Penny and Peavy artlessly trudged onward, neither recording a single 1-2-3 inning all night. The Padres left the bases loaded in the fifth, and the Dodgers, as if in sympathy, stranded two themselves. Brett Tomko, who's been awful enough lately to push his ERA above 5.00, took the baton from Penny and promptly surrendered a leadoff double to Blum. He got as far as third base before Tomko whiffed Roberts to close the door.

Alan Embree relieved Peavy to start the bottom of the sixth and got into trouble himself, yielding a single to Anderson -- his third hit of the night -- and then walking Wilson Betemit. Grady Little called pinch-hitter Olmedo Saenz, slated to bat for Tomko, back to the dugout in favor of Oscar Robles, who tried to lay down a sac bunt. Embree picked it up and threw to third for the force, but the throw pulled Branyan off the bag to leave all hands safe with nobody out. Ohboyohboyohboy!

But Meredith came on in relief of Embree and quickly restored order. Furcal grounded into a forceout at home plate, and Lofton hit a feeble first-pitch comeback that started a 1-2-3 double play. I nearly swept my laptop into the floor in anger, then thought better of it. The Dodgers used the double-play escape hatch themselves in the bottom of the inning, when Joe Beimel induced Bard to ground into a 5-4-3 DP to escape a two-on, one-out jam.
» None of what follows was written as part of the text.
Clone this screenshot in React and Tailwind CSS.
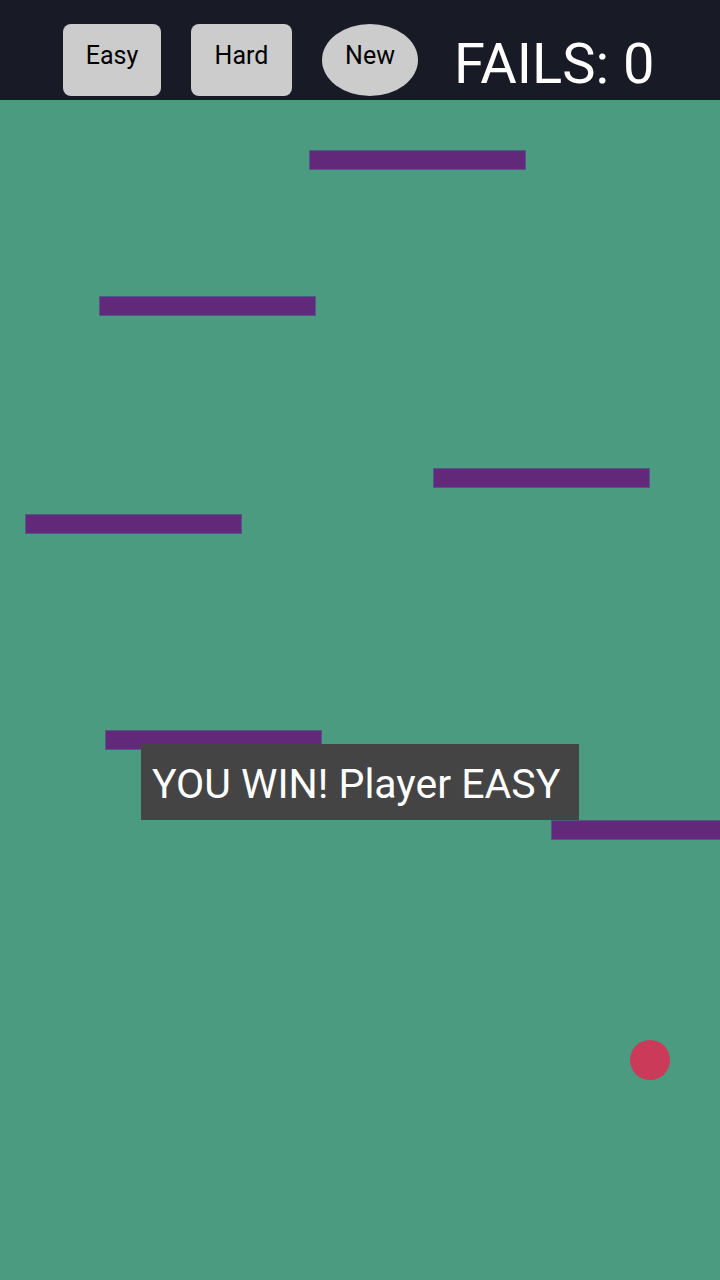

Alas, the dam broke in the eighth, when Broxton came on in relief. The burly, heat-throwing rookie had surrendered the winning run the day before, and while he looked poised, the results weren't there. A one-out walk to Blum was followed by an RBI double by Barfield, who took third when the throw got by the catcher. Todd Walker brought him home, and nearly scored himself via a steal and a wild pitch. I held my breath as Giles flied out to right to end the ordeal.

Scott Linebrink, the Pads' fine setup man, instantly made things interesting when Anderson drove a ball into the rightfield corner. He ran through the third-base coach's stop sign and chugged into third with a leadoff triple, his fourth hit of the game. Wilson Betemit promptly plated the run with a single up the middle, then gave way to Julio Lugo. The Dodger Stadium crowd gasped as Furcal lofted a flyball to leftfield, but it settled into Roberts' glove for an easy out. Scully's call was classic: "The crowd looking at that flyball with their hearts, and not with their eyes."

With two outs, Lugo took third when Lofton slapped a two-out hit to right. Giles nonchalanted back into the infield, and Lofton, who can still motor at 39 (he's got 10 triples and 27 steals this year), raced to second. Alas, Nomar struck out swinging to keep the score 6-5.

The Padres looked like they'd seal the deal in the ninth. Gonzalez greeted Saito with a single -- the fourth time he'd reached base on the night, and the ninth time of the series -- and Manny Alexander -- Manny Alexander? -- beamed in from the twilight zone to lay down a sac bunt. Bard drove a ball to deep centerfield that would have gone out had it not been for an amazing effort by Lofton, who knocked the ball down and kept Gonzalez from scoring. "That might have saved the season," I thought to myself, admiring the play. Cameron was intentionally walked to load the bases, and then all hell broke loose. A wild pitch scored Gonzalez and moved the runners up, a sac fly scored Bard, and then a Barfield single scored Cameron to run the score to 9-5. Jack Cust, another long-lost soul from an alternate dimension, grounded out to close the inning but the damage was done. Fair game to the Padres, it seemed.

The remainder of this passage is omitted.